Although there are other public-school bands around at the moment – Radiohead, Coldplay – Blunt seems to have suffered more than most from a perception that he is too posh to be credible. His family name is Blount (and his middle name Hillier), but he changed it to Blunt to sound, well, blunter and more proletarian.

When he tells me he would nevertheless still send a son of his to Harrow – ‘I think I would. I think I would. Public schools make individuals rather than sheep’ – I ask what he makes of the mood change now that the old Etonian David Cameron has made it OK to be posh. ‘Is it? I must come back to Britain immediately. Is it really safe to come back?

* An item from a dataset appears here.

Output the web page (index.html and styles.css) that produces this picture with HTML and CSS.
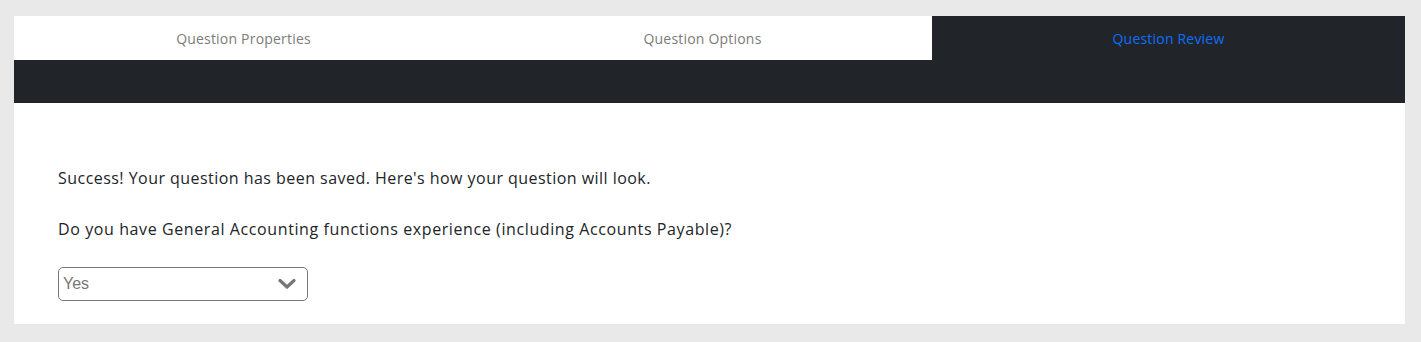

‘It’s not a dirty word to be posh, people come up to me and no one gives a damn if I’m posh. It’s about having a normal conversation and looking people in the eye.’

We head back to the dressing-room where he puts on his feather boa and novelty sunglasses then we wander back downstairs to have a word with Sheryl Crow, who is signing autographs. This is the moment at which the keyboard player says: ‘This way to the good-time room girls’ and the silent groupies dutifully appear.